The first Ombudsperson, Marek Antoni Nowicki, was appointed in July 2000 by the then Special Representative of the United Nations Secretary-General (SRSG), Bernard Kouchner; Nowicki's appointment was renewed in 2002, 2004 and 2005 by subsequent SRSGs Michael Steiner, Harri Holkeri and Søren Jessen-Petersen. With effect from 1 January 2006, Jessen-Petersen appointed a Kosovar lawyer, Hilmi Jashari, as Acting Ombudsperson, and he remained in post until Kurteshi took office.

The OIK has several offices throughout Kosovo, and participates (although not yet accredited) in the global network of national human rights institutions, as well as in the European ombudsman network.

== Kyrgyz Republic ==
The Ombudsman of the Kyrgyz Republic (Акыйкатчы, Akyikatchy) carry out parliamentary control over the observance of the rights and freedoms of man and citizen.

The current (2026) Ombudsman of Kyrgyz Republic is Dzhamilia Akmatbekovna Dzhamanbaeva.

== Latvia ==
Since 2007, the Latvian ombudsman has been a personalized institution called Rights Defender (Tiesībsargs). The current Ombudsman since 2011 is Juris Jansons. Previously, similar functions were carried by the National Human Rights Office (Valsts cilvēktiesību birojs, 1995–2006).

== Mexico ==
National Human Rights Commission (Mexico)

On 13 February 1989, the Interior Ministry Secretariat of the Interior created the "General Human Rights Department" as a wholly dependent office within the ministry's structure. On 6 June 1990, by presidential decree, the General Human Rights Department was renamed the "National Human Rights Commission" and gained full autonomy from its parent ministry.

It was not until 1990, after some constitutional reforms, that the National Human Rights Commission became fully independent of the government.

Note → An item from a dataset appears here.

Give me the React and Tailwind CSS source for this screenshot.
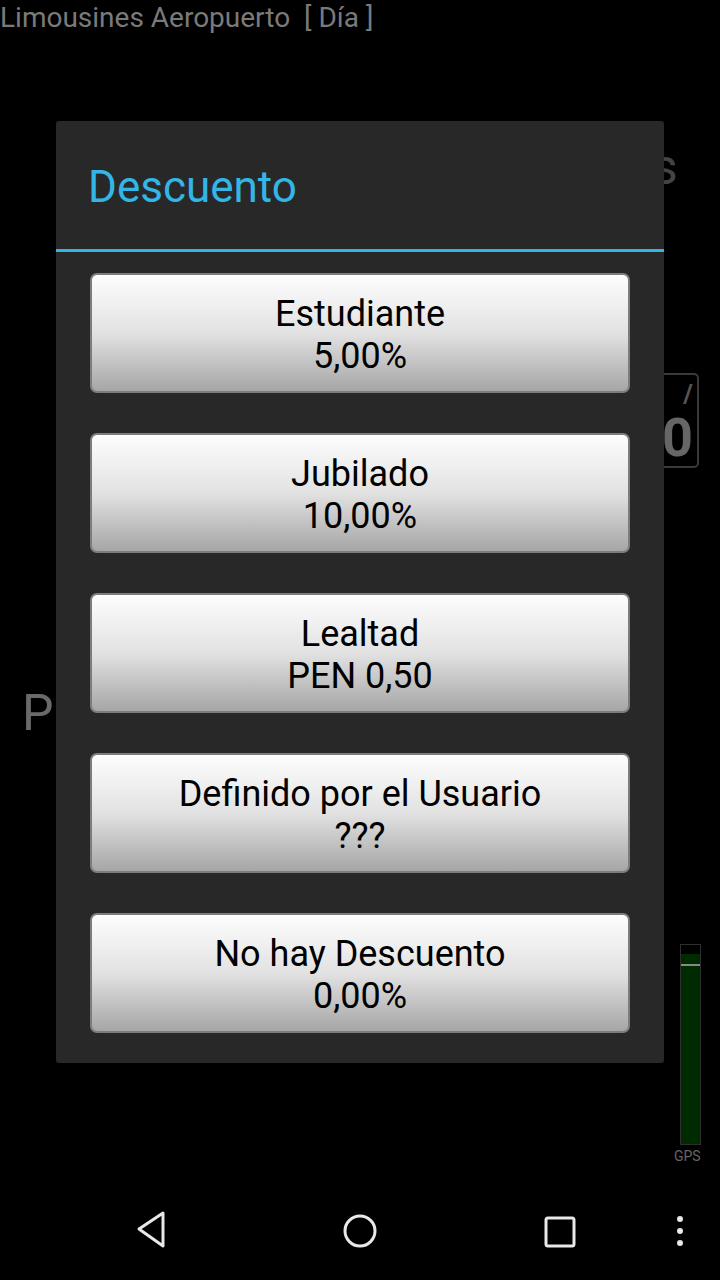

The (in 2022) current president (ombudsman) is María del Rosario Piedra Ibarra who took office on November 16, 2019 .

== Moldova ==
There have been officials with ombudsperson functions in the Republic of Moldova at least since 1998, but with some differences in the names of the offices and contexts. Since 2014, the ombudsperson is named the People's Advocate (Ombudsman) (Avocatul Poporului (Ombudsman), and together with a General Secretary and the Children's Advocate, is heading an office involving 65 persons, including representatives for four autonomous regions. People's Advocate since 24 September 2021 is Natalia Moloșag, and Children's Advocate (formally: People's Advocate for Children's Rights, (Avocatul Poporului pentru drepturile copilului), since 8 April 2016 is Maia Bănărescu.

== Nepal ==
In the Nepalese context, there are two main organizations working as an 'Ombudsman-type' organization. The Constitution of Nepal (2015) has continued the establishment of the Commission for the Investigation of Abuse of Authority as a powerful body against corruption prevention. Earlier, by the second amendment of the Constitution of the Kingdom of Nepal in 1975, established an Ombudsmen-type Corruption Prevention Commission was established with a role of corruption investigation, adjudication and prosecution. Yet, another institution against corruption vigilance, National Vigilance Center (NVC) (Nepali: राष्ट्रिय सतर्कता केन्द्र), is established, and NVC works under the direct supervision of the Prime Minister.

== Netherlands ==
Article 78 of the Constitution of the Netherlands, as revised in 1983, established an office of National Ombudsman. The Ombudsman may investigate, suo motu or on foot of a complaint, the actions of State bodies or other public entities. The ombudsman and deputy are appointed by the House of Representatives for a period of six years or until reaching retirement age.

The office consists of 220 specialists. It also includes a children's ombudsman.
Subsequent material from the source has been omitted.